Natural gas is the most important gaseous fuel for industrial applications. Many major population centers worldwide have a closely knit and constantly growing natural gas network. This makes it possible to distribute large quantities of gas with highly reliable supply. To avoid the considerable costs of long pipelines, natural gas is more and more frequently liquefied (LNG: Liquefied Natural Gas). Then it can be stored in tanks and transported in ships. Transport on LNG tankers has increased sharply. Compared to long-distance gas pipelines, they have the potential of supplying regions without natural gas deposits with this fuel cheaply as well.

In addition to conventional natural gas, natural gas from sandstone, slate and coal seams is gaining in importance. Because the technological overhead for extracting it is considerably higher, however, "non-conventional natural gas" currently accounts for only a small portion of overall quantities in Europe.
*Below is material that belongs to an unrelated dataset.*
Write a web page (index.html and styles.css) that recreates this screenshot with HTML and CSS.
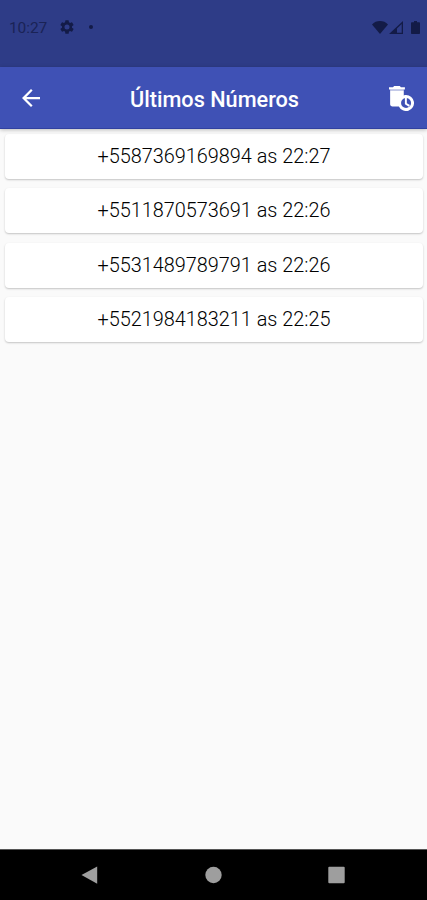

Operators of a natural gas combustion system benefit from numerous advantages: The price is often cheaper compared to oil and tank plant isn’t necessary. Furthermore, combustion of natural gas is particularly clean and free of residue. Emission values are normally well below a comparable oil combustion system. The control range of a gas combustion system is often larger, which makes heat supply flexible and saves resources if burners frequently have to be operated at low firing rates. Moreover, compared to coal and oil, natural gas is the "most climate-friendly" fossil fuel because significantly less CO2 is produced when it combusts. Excellent burner solutions with highly efficient firing can be implemented with natural gas due to its low sulfur content.

The only disadvantage of this heat source is dependence on the natural gas supplier and suppliers' prices. In this case dual-fuel burners are an attractive alternative to provide maximum independence even in fluctuating heat markets.
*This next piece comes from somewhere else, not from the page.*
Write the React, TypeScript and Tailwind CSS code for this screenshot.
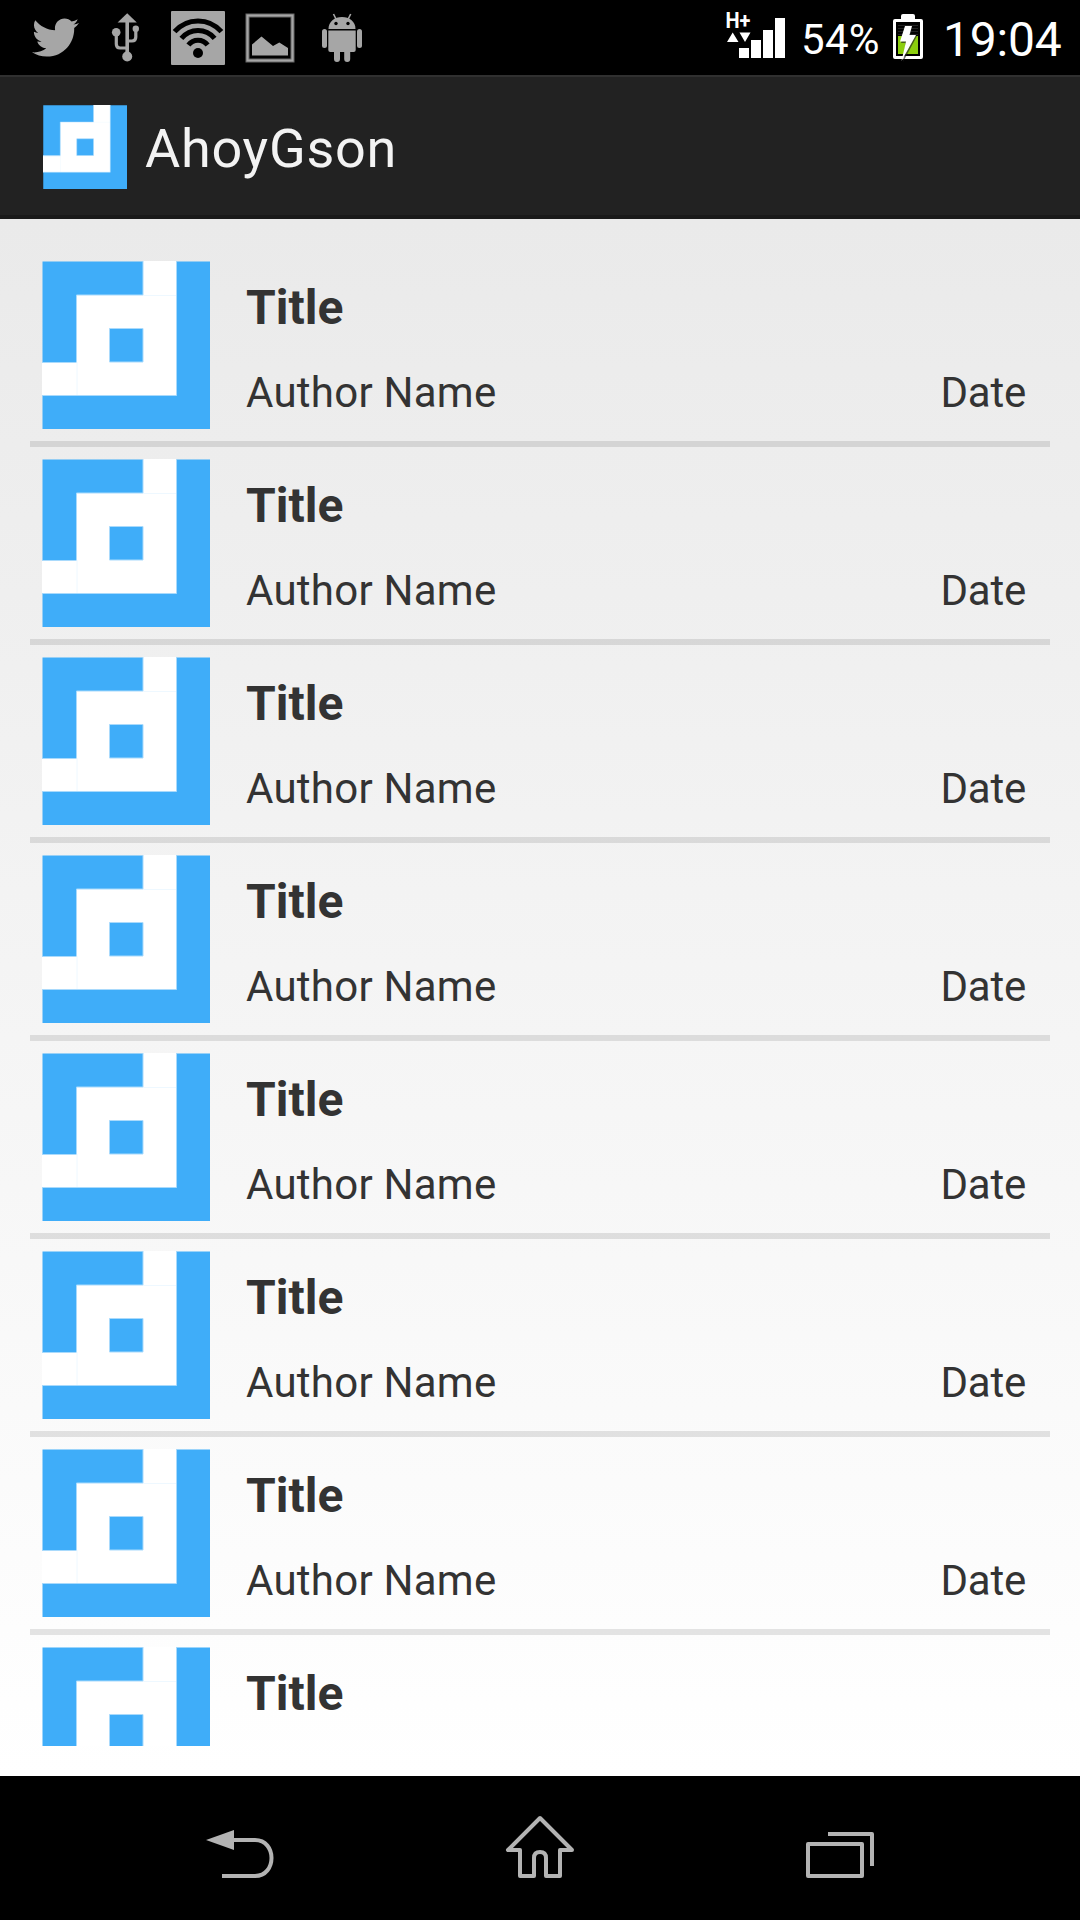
import React from "react";
import { FaTwitter } from "react-icons/fa";

function AppLogo({ className }: { className: string }) {
  return (
    <svg viewBox="0 0 168 168" className={className}>
      <path d="M0.500 0.500H101V0H134.500V0.500H168V168H0.500V134.500H0V101H0.500Z" fill="#3fadf9" />
      <path d="M101 0H134.5V134.5H0V101H34.5V34H101Z" fill="#fff" />
      <rect x="67.5" y="67.5" width="33.5" height="33.5" fill="#3fadf9" />
      <path d="M101 34.5H134M35 101V134" stroke="#eef8ff" strokeWidth="1" />
      <path d="M101 0V34M134.5 0V134.5H0M34.5 101V34H101M0 101.5H34.5M67.5 67.5h33.5v33.5h-33.5z" stroke="#a9dafc" strokeWidth="1" fill="none" />
    </svg>
  );
}

function UsbIcon() {
  return (
    <svg viewBox="0 0 72 75" className="h-[75px] w-[72px]" fill="none" stroke="#a6a6a6">
      <path d="M37.2 20V52" strokeWidth="3.6" />
      <path d="M26.3 33V44Q26.3 48 30 48H37M45.8 30V37Q45.8 41 42 41H38" strokeWidth="3.2" />
      <path d="M37.2 13.3L46.8 22.5H27.6Z" fill="#a6a6a6" stroke="none" />
      <circle cx="26.2" cy="32.3" r="4.3" fill="#a6a6a6" stroke="none" />
      <circle cx="45.8" cy="28.8" r="3.2" fill="#a6a6a6" stroke="none" />
      <circle cx="37.2" cy="56.5" r="5" fill="#a6a6a6" stroke="none" />
    </svg>
  );
}

function WifiIcon() {
  return (
    <svg viewBox="0 0 72 75" className="h-[75px] w-[72px]">
      <rect x="9" y="11" width="54" height="54" rx="1" fill="#a6a6a6" />
      <g fill="none" stroke="#000" strokeWidth="5">
        <path d="M12.6 31.7Q22 21 36 21T59.4 31.7" />
        <path d="M19.4 38.3Q26 30.4 36 30.4T52.6 38.3" />
        <path d="M26.4 45Q30 40.2 36 40.2T45.6 45" />
      </g>
      <circle cx="36" cy="53" r="5" fill="#000" />
    </svg>
  );
}

function PictureIcon() {
  return (
    <svg viewBox="0 0 72 75" className="h-[75px] w-[72px]">
      <rect x="13.5" y="15.5" width="45" height="45" fill="none" stroke="#686868" strokeWidth="4" />
      <rect x="13.5" y="15.5" width="45" height="45" fill="none" stroke="#a6a6a6" strokeWidth="2" />
      <path d="M18 44.5L27.5 36.5L39 46L45.3 42.5L54 48V55.5H18Z" fill="#a6a6a6" />
    </svg>
  );
}

function AndroidIcon() {
  return (
    <svg viewBox="0 0 72 75" className="h-[75px] w-[72px]" fill="#a6a6a6">
      <path d="M22.5 29C22.5 21.5 28.5 17 36 17S49.5 21.5 49.5 29Z" />
      <path d="M27.5 14L30 19M44.7 14L42.2 19" stroke="#a6a6a6" strokeWidth="1.6" />
      <circle cx="30" cy="23.5" r="1.7" fill="#000" />
      <circle cx="42" cy="23.5" r="1.7" fill="#000" />
      <path d="M22.3 30.5H49.7V50Q49.7 52 47.7 52H24.3Q22.3 52 22.3 50Z" />
      <rect x="16" y="29" width="5" height="19" rx="2.5" />
      <rect x="51" y="29" width="5" height="19" rx="2.5" />
      <path d="M28 50H34V59A3 3 0 0 1 28 59ZM38.2 50H44.2V59A3 3 0 0 1 38.2 59Z" />
    </svg>
  );
}

function SignalIcon() {
  return (
    <svg viewBox="0 0 60 75" className="h-[75px] w-[60px]" fill="#fff">
      <path d="M2 42L7.700 32.500L13.500 42ZM14.500 32.500H25.500L20 42Z" />
      <path d="M14 48H24V58H14ZM26 40H36V58H26ZM38 30H48V58H38ZM50 18H60V58H50Z" />
      <text x="0.500" y="28" fontSize="22" fontWeight="700" textLength="25" lengthAdjust="spacingAndGlyphs">H+</text>
    </svg>
  );
}

function BatteryIcon() {
  return (
    <svg viewBox="0 0 30 75" className="h-[75px] w-[30px]">
      <path d="M8 19V16Q8 14 10 14H20Q22 14 22 16V19H28Q30 19 30 21V57Q30 59 28 59H2Q0 59 0 57V21Q0 19 2 19Z" fill="#fff" />
      <rect x="3" y="22" width="24" height="34" fill="#000" />
      <path d="M5 25.500H25M5 28.500H25M5 31.500H25M5 34.500H25" stroke="#222" />
      <rect x="5" y="36" width="20" height="18" fill="#8cce0e" />
      <path d="M13 27H19L17.500 36H24L10 62L12.500 43H8Z" fill="#222" opacity=".65" />
      <path d="M12 26H19L16.500 35H23L8.500 61L13 41.500H7Z" fill="#fff" />
    </svg>
  );
}

function StatusBar() {
  return (
    <header className="flex h-[75px] items-center justify-between bg-black pl-[18px] pr-[18px] text-white">
      <div className="flex items-center">
        <div className="flex w-[72px] justify-center pl-[2px]">
          <FaTwitter size={47} color="#a6a6a6" />
        </div>
        <UsbIcon />
        <WifiIcon />
        <PictureIcon />
        <AndroidIcon />
      </div>
      <div className="flex items-center">
        <SignalIcon />
        <span className="ml-[16px] w-[80px] whitespace-nowrap pt-[3px] text-[42px] leading-[49px] tracking-[0.3px]">54%</span>
        <span className="ml-[12px]"><BatteryIcon /></span>
        <span className="ml-[20px] w-[119px] whitespace-nowrap pt-[5px] text-[48px] leading-[56px] tracking-[-0.2px]">19:04</span>
      </div>
    </header>
  );
}

function Row({ titleOnly = false }: { titleOnly?: boolean }) {
  return (
    <li className="flex h-[198px] shrink-0 border-b-6 border-black/10 pl-3 pt-3">
      <AppLogo className="size-[168px] shrink-0" />
      <div className="flex grow flex-col pl-9 pr-6 pt-[19px] text-[#333333]">
        <h2 className="text-[48px] font-bold leading-[56px]">Title</h2>
        {!titleOnly && (
          <div className="mt-8 flex justify-between text-[42px] leading-[49px]">
            <span className="tracking-[0.25px]">Author Name</span>
            <span className="tracking-[-0.2px]">Date</span>
          </div>
        )}
      </div>
    </li>
  );
}

export default function App() {
  return (
    <div className="flex h-[1920px] w-[1080px] flex-col overflow-hidden bg-black font-[Roboto,sans-serif]">
      <StatusBar />
      <div className="flex h-[144px] items-center border-b-4 border-t-2 border-b-[#1a1a1a] border-t-[#303030] bg-[#222222] pl-[43px]">
        <AppLogo className="mt-[2px] size-[84px]" />
        <h1 className="ml-[18px] pt-[6px] text-[54px] leading-[64px] tracking-[0.75px] text-[#f3f3f3]">AhoyGson</h1>
      </div>
      <main className="h-[1557px] bg-linear-to-b from-[#eaeaea] to-white p-[30px]">
        <ul className="flex h-full flex-col overflow-hidden">
          {Array.from({ length: 8 }, (_, i) => (
            <Row key={i} titleOnly={i === 7} />
          ))}
        </ul>
      </main>
      <nav className="flex h-[144px] justify-center bg-black">
        <button aria-label="Back" className="flex w-[300px] justify-center">
          <svg viewBox="0 0 120 144" className="h-[144px] w-[120px]" fill="none" stroke="#b3b3b3" strokeWidth="4">
            <path d="M52 64H75C97 64 97 100 75 100H42" />
            <path d="M26 64L54 54V74Z" fill="#b3b3b3" stroke="none" />
          </svg>
        </button>
        <button aria-label="Home" className="flex w-[300px] justify-center">
          <svg viewBox="0 0 120 144" className="h-[144px] w-[120px]" fill="none" stroke="#b3b3b3" strokeWidth="4">
            <path d="M60 38L92 70" stroke="none" />
            <path d="M60 42L28 74H40V100H54V82Q54 76 60 76T66 82V100H80V74H92Z" strokeLinejoin="round" />
          </svg>
        </button>
        <button aria-label="Recent apps" className="flex w-[300px] justify-center">
          <svg viewBox="0 0 120 144" className="h-[144px] w-[120px]" fill="none" stroke="#b3b3b3" strokeWidth="4" strokeLinejoin="round">
            <path d="M28 68H82V100H28ZM48 58H92V90" />
          </svg>
        </button>
      </nav>
    </div>
  );
}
Some facts about natural gas

Natural gas is a combustible mixture of various hydrocarbon compounds with methane as the main ingredient. It can be either selectively extracted or may occur as a by-product of petroleum extraction and is categorized according to the heat value and extraction area. The term "natural gas L" is used if the calorific value Hs (previously the upper heat value) is less than 36 MJ/m³ (at STP). Above this limit the gas is referred to as "natural gas H". Because of the differing heat values, natural gas consumption is frequently expressed in kW/h instead of cubic meters.

The type of natural gas with a lower heat value, L, consists of 85% methane, 4% other alkanes (ethane, propane, butane and pentane) as well as 11% inert gases. Natural gas H from deposits in the North Sea contains about 89% methane, 8% other alkanes and 3% inert gases. Russian natural gas H consists 98% of methane and contains 1% each of other alkanes and inert gases.

All types of natural gases are lighter than air: its relative density in comparison to air is about 0.6. Odorous substances are added to natural gas to detect leaks quickly in a pipeline network. Depending on the type, between 8.4 and 9.5 m³ of air is required for the stoichiometric combustion of one cubic meter of natural gas.

Combustion of natural gas is nevertheless possible within a wide range of mixing conditions. The ignition limit for natural gas L is between 5 and 15% by vol., for natural gas H between 4 and 16% by vol. If firing is optimally adjusted, natural gas combusts almost completely to form carbon dioxide and water. The dew point of wet flue gas in this case is about 58°C.